Il passo di Rafah è il punto di uscita più importante. È la porta verso il mondo arabo. Garantiva la libera circolazione dei leader e grazie a un gran numero di tunnel sotterranei permetteva intensi traffici economici, importanti anche per le casse del governo di Hamas a Gaza. Inoltre, era il collegamento simbolico con un grande alleato, l’Egitto.
Negli anni di Mubarak funzionava; nell’anno di Morsi e dei Fratelli musulmani, poi, l’alleanza conobbe un grande sviluppo. La caduta di Morsi e gli attacchi dei fondamentalisti islamici in Sinai contro le forze di sicurezza egiziane sono la chiave oggi per la – difficilissima – soluzione: il governo di al Sisi vede in Hamas la propaggine degli odiati Fratelli musulmani. Gli egiziani sono la vera chiave del cessate il fuoco e sono quelli che possono riaprire il passo di Rafah.

Il valico riaperto, e l’allentamento dell’assedio israeliano – che in questi giorni Tel Aviv sembrerebbe disposta a concedere – permetterebbero ad Hamas di proclamare il trionfo della resistenza armata. Questo riequilibrerebbe la critica interna. Hamas si rafforza con il sangue del proprio popolo; dell’immane distruzione a Gaza oggi è responsabile l’aggressione israeliana, ma essa paradossalmente serve alla linea militante all’interno dei palestinesi. Di sicuro, su questo, si leveranno prontamente voci dissenzienti.

Khaled Mashal, leader politico di Hamas, si è rifugiato in Qatar, emirato che oggi offre il principale appoggio economico all’indebolita Hamas, insieme alla Turchia, che ha accentuato le critiche a Israele. Qatar e Turchia sono considerati grandi nemici dall’Egitto che vede in questo una buona ragione per far pressione su Hamas al fine di esigere una rappresentanza congiunta con l’Autorità palestinese. Quando, nelle ultime ore, si parlava di una delegazione palestinese al Cairo, gli egiziani hanno chiesto che prima Hamas osservi una tregua.

La tensione fra Israele e Stati uniti è enorme.
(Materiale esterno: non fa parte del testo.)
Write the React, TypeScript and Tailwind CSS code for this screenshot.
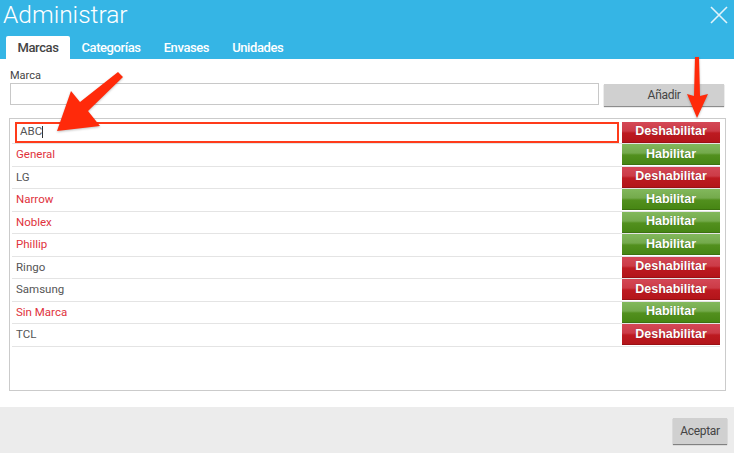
import React from 'react';

const brands = [
  { name: 'General', enabled: false },
  { name: 'LG', enabled: true },
  { name: 'Narrow', enabled: false },
  { name: 'Noblex', enabled: false },
  { name: 'Phillip', enabled: false },
  { name: 'Ringo', enabled: true },
  { name: 'Samsung', enabled: true },
  { name: 'Sin Marca', enabled: false },
  { name: 'TCL', enabled: true },
];

const tabs = ['Marcas', 'Categorías', 'Envases', 'Unidades'];

function ToggleButton({ enabled }: { enabled: boolean }) {
  return enabled ? (
    <button className="w-[98px] h-[21px] shrink-0 bg-[linear-gradient(#d44856_0%,#cc3b47_45%,#bd1a21_55%,#b3151a_100%)] text-white text-[12.5px] font-bold font-['Liberation_Sans',sans-serif] [text-shadow:0_0_1px_rgba(0,0,0,0.3)] border-b border-[#9a1014]">
      Deshabilitar
    </button>
  ) : (
    <button className="w-[98px] h-[21px] shrink-0 bg-[linear-gradient(#82b85c_0%,#74aa4c_45%,#52901e_55%,#478614_100%)] text-white text-[12.5px] font-bold font-['Liberation_Sans',sans-serif] [text-shadow:0_0_1px_rgba(0,0,0,0.3)] border-b border-[#3c7010]">
      Habilitar
    </button>
  );
}

export default function App() {
  return (
    <div className="relative w-[734px] h-[453px] overflow-hidden bg-white font-['Roboto',sans-serif]">
      {/* Header */}
      <header className="h-[59px] bg-[#35b5e5] flex flex-col">
        <div className="h-[36px] flex items-start justify-between pl-[3px] pr-[6px]">
          <h1 className="text-[24.5px] leading-[30px] font-light text-white">Administrar</h1>
          <svg className="mt-[6px]" width="18" height="18" viewBox="0 0 18 18">
            <path d="M1 1L17 17M17 1L1 17" stroke="white" strokeWidth="1.6" opacity="0.85" />
          </svg>
        </div>
        <nav className="flex items-end pl-[6px] h-[23px]">
          {tabs.map((t, i) => (
            <div
              key={t}
              className={
                i === 0
                  ? 'h-[23px] px-[11.5px] bg-white rounded-t-[2px] text-[#444] text-[13px] font-medium tracking-[-0.4px] leading-[23px]'
                  : 'h-[23px] px-[11.5px] text-white text-[13px] font-medium tracking-[-0.4px] leading-[23px]'
              }
            >
              {t}
            </div>
          ))}
        </nav>
      </header>

      {/* Body */}
      <main className="h-[348px] px-[10px] pt-[10px]">
        <label className="block text-[11px] leading-[14px] text-[#444]">Marca</label>
        <div className="flex gap-[5px]">
          <input className="w-[590px] h-[22px] border border-[#c8c8c8] outline-none" />
          <button className="w-[120px] h-[22px] mt-[1px] bg-[#d0d0d0] shadow-[0_1px_1px_rgba(0,0,0,0.45)] text-[12px] text-[#444] tracking-[-0.3px]">
            Añadir
          </button>
        </div>

        <div className="-ml-[1px] mt-[12px] w-[717px] h-[273px] border border-[#cbcbcb] pt-[2px] pl-[2px] pr-[5px]">
          <div className="flex items-center h-[23px] border-b border-[#e4e4e4]">
            <div className="flex-1 pl-[3px] pr-[3px]">
              <div className="h-[21px] border-2 border-[#ff3b1a] flex items-center pl-[3px] text-[11.5px] text-[#555]">
                ABC<span className="w-px h-[12px] bg-[#333]" />
              </div>
            </div>
            <ToggleButton enabled={true} />
          </div>
          {brands.map((b) => (
            <div key={b.name} className="flex items-center justify-between h-[22.5px] border-b border-[#e4e4e4]">
              <span className={`pl-[4px] text-[11.5px] ${b.enabled ? 'text-[#555]' : 'text-[#e0323c]'}`}>{b.name}</span>
              <ToggleButton enabled={b.enabled} />
            </div>
          ))}
        </div>
      </main>

      {/* Footer */}
      <footer className="h-[46px] bg-[#ececec] flex items-start justify-end pr-[7px] pt-[11px]">
        <button className="w-[54px] h-[26px] bg-[#d0d0d0] shadow-[0_1px_1px_rgba(0,0,0,0.45)] text-[12px] text-[#444] tracking-[-0.3px]">
          Aceptar
        </button>
      </footer>

      {/* Annotation arrows */}
      <svg className="absolute inset-0 pointer-events-none" width="734" height="453" viewBox="0 0 734 453">
        <g fill="#ff2a0a" style={{ filter: 'drop-shadow(0 1px 1px rgba(0,0,0,0.25))' }}>
          <polygon points="118,72 123,77 88,111 100,126 57,131 71,91 80,102" />
          <polygon points="695,57 699,57 700,96 708,94 697,118 687,94 694,96" />
        </g>
      </svg>
    </div>
  );
}
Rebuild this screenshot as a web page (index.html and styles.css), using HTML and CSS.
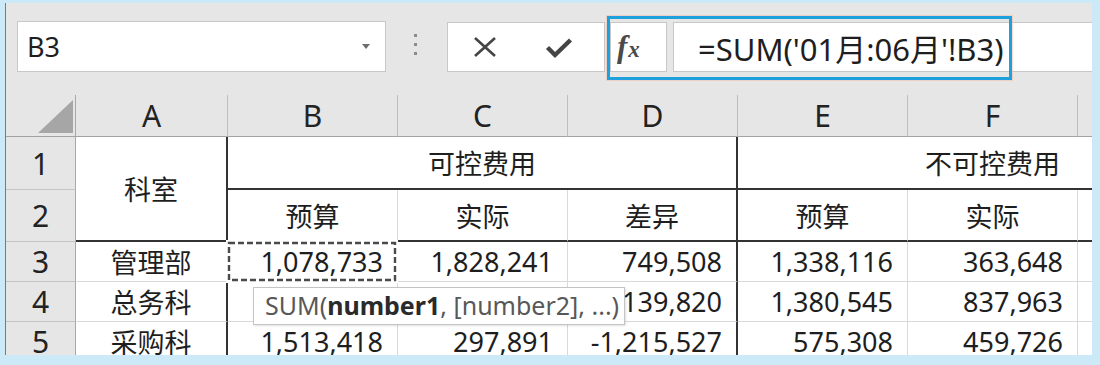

Gli statunitensi hanno cercato di trovare formule negoziali attraverso Turchia e Qatar – che sono grandi alleati di Washington – senza capire che agli occhi degli egiziani quei paesi approvavano il governo di Morsi e non hanno visto certo di buon occhio la rivoluzione che lo ha destituito. Netanyahu ha ricevuto vari segnali della rabbia statunitense, e richieste urgenti di un cessate il fuoco. Ma parte della soluzione dipende dalla capacità degli Stati uniti di convincere il loro stretto alleato Qatar ad acconsentire a una soluzione egiziana.

Senza l’Egitto non si può pensare a un vero cessate il fuoco e alla riapertura di Rafah. L’Egitto significa anche che la formula negoziale deve comprendere il governo di coalizione dell’Autorità nazionale palestinese. Questo significherebbe un possibile ritorno della presenza dell’Autorità anche a Gaza e al passo di Rafah.

Pare che nottetempo una delegazione israeliana si sia recata segretamente in Egitto. Per quel paese, non è in ballo solo Gaza; ottenere il cessate il fuoco sarebbe anche la chiave per il ripristino del ruolo centrale dell’Egitto sulla scena araba. E anche per dire agli statunitensi che devono cambiare atteggiamento di fronte al nuovo regime.

Poi ci sono l’Iran, l’Arabia Saudita, i russi, quasi silenziosi, insomma i presenti e gli assenti, tutti parte di un enorme labirinto. All’interno del quale sono in atto diversi giochi politici, per il potere, l’influenza, le grandi risorse economiche e umane. E insieme a tutto questo, fanno parte della realtà sul campo il sangue di tanti, e la grande distruzione.
In Israele il veleno del razzismo e dell’odio continua a crescere. Ormai non è più solo la strada, ma anche ministri come quello degli esteri Liberman a chiedere il boicottaggio dei negozi gestiti da arabi; si pensi poi ai tentativi di linciaggio a Gerulasemme, e alle reti sociali piene di messaggi razzisti, talvolta di stampo neonazista. Oggi il Primo ministro Netanyahu è quasi il moderato, in una coalizione che riflette il fondamentalismo religioso e la destra ultranazionalista.

Dopo il cessate il fuoco, che accadrà? Solo un vero cambiamento nei negoziati israelo-palestinesi potrebbe portare alla pace ed evitare un ulteriore ciclo di violenze.